April 28, 2024

Just Ask Siri

Spectator
By Stephen Tuttle | Oct. 14, 2023

Those who believe artificial intelligence (AI) is a genie still struggling to get out of the bottle are sadly, perhaps even dangerously, wrong. AI is loose and already both helping and looking for trouble.

Let’s back up a bit. Just what is artificial intelligence? According to the Oxford Languages Dictionary, it is the theory and development of computer systems able to perform tasks that would normally require human intelligence, with some examples being visual perception, speech recognition, independent decision-making, and translation between different languages.

AI, at least in the abstract, has been around for a long time. According to Britannica.com, the first AI theories go back nearly nine decades to 1935 when Alan Turing—a British logician, computer pioneer and, ultimately, WWII cryptologist extraordinaire—discussed creating machines that could learn and expand their capabilities absent human intervention. Turing was part of a very small group of prescient thinkers who saw a future most did not.

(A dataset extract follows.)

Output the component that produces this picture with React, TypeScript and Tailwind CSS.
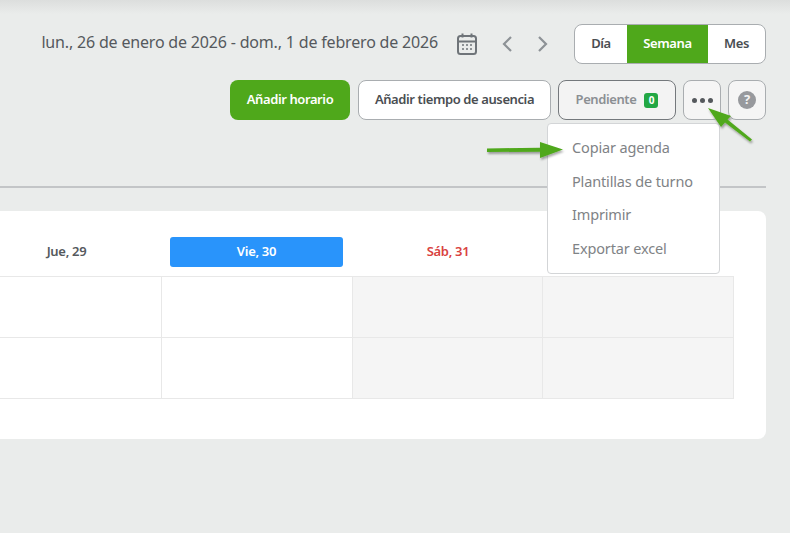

He couldn’t get much beyond theory, because prior to 1949, computers could execute commands but could not store them; they could do what they were told but couldn’t remember to do it again.

(Turing’s personal story is the stuff of classic tragedies, but that’s a different column.)

We now recognize the first use of AI as a program written in 1951 by another Brit, Christopher Strachey. It enabled a computer to learn and improve its skill at checkers. Pretty basic stuff, but it was 72 years ago.

Huge advances continued through the 1970s, mostly unnoticed by the public, but telephone calls and advanced computer software were among many activities already being improved through early AI. The biggest impediment to more dramatic improvement in more areas was a hardware issue—computers simply lacked the power and memory capabilities to implement AI activities scientists could conjure up.

Now, however, though you might not recognize it, AI is all around us every day and is becoming more and more pervasive.

Examples? Your virtual assistants like Siri and Alexa are AI driven. They listen to you and catalog choices you’re making in order to learn everything about you they can. If your tastes change, so do theirs. It’s more than a little spooky.

AI is also widely used in e-commerce, search engines, customer call centers, fraud detection, facial recognition, autonomous vehicles, medical diagnoses, and the much-in-the-news chatbots like ChatGPT, just to name some of the more obvious applications.

Advocates believe AI will bring mostly good to us, improving our everyday lives and work environments as invaluable helpmates. AI is already being used to develop more effective drug therapies targeted at disease or tumor-specific DNA chains. All manner of word processing programs can now access AI, some fancy kitchen appliances do likewise, and our space program is full of advanced AI.

However, there are those who believe we have already allowed AI to get too strong a foothold and that it will be used for ill purposes by corrupt groups or individuals, not to mention various military applications. The real fear is we will make these things too smart and they will ultimately become sentient and recognize humans as the world’s biggest problem. After all, computers can already “talk” to each other and program and reprogram each other without human involvement.

A more likely scenario is the weaponization of AI, likely already well under way in China, Russia, Israel, and here in the U.S. at a minimum. There is a long history of the military finding a way to turn something otherwise useful into something deadly.

A primitive periodic table of the elements was first produced in 1869 by a Russian scientist. That, and the ability to combine these chemical elements into useful compounds, was considered miraculous. By 1914, both France and Germany were using these “miracles” in deadly chemical warfare in WWI. Though subsequently deemed illegal, we know Hitler, Saddam Hussein in Iraq, and Bashar al-Assad in Syria all used chemical weapons. We, and plenty of other countries, regularly use tear gas and pepper sprays in riot situations, and that’s chemistry as a weapon, too.

(Biological warfare, by the way, goes way, way back. According to Britannica.com, the first recorded use of a biological weapon happened in 1347 when Mongol invaders actually catapulted bodies infected with the plague into the walled Black Sea city of Caffa. We are not guiltless—there is evidence 18th century colonists gave indigenous folks blankets that had been infected with smallpox, but the blankets were old, the disease was dead, and the scheme did not work.)

AI is already far too developed to be effectively regulated and impossible to be stopped. It will likely be used to greatly help and harm us. Whatever directions it takes, it will develop far faster than we imagine. Just ask Siri.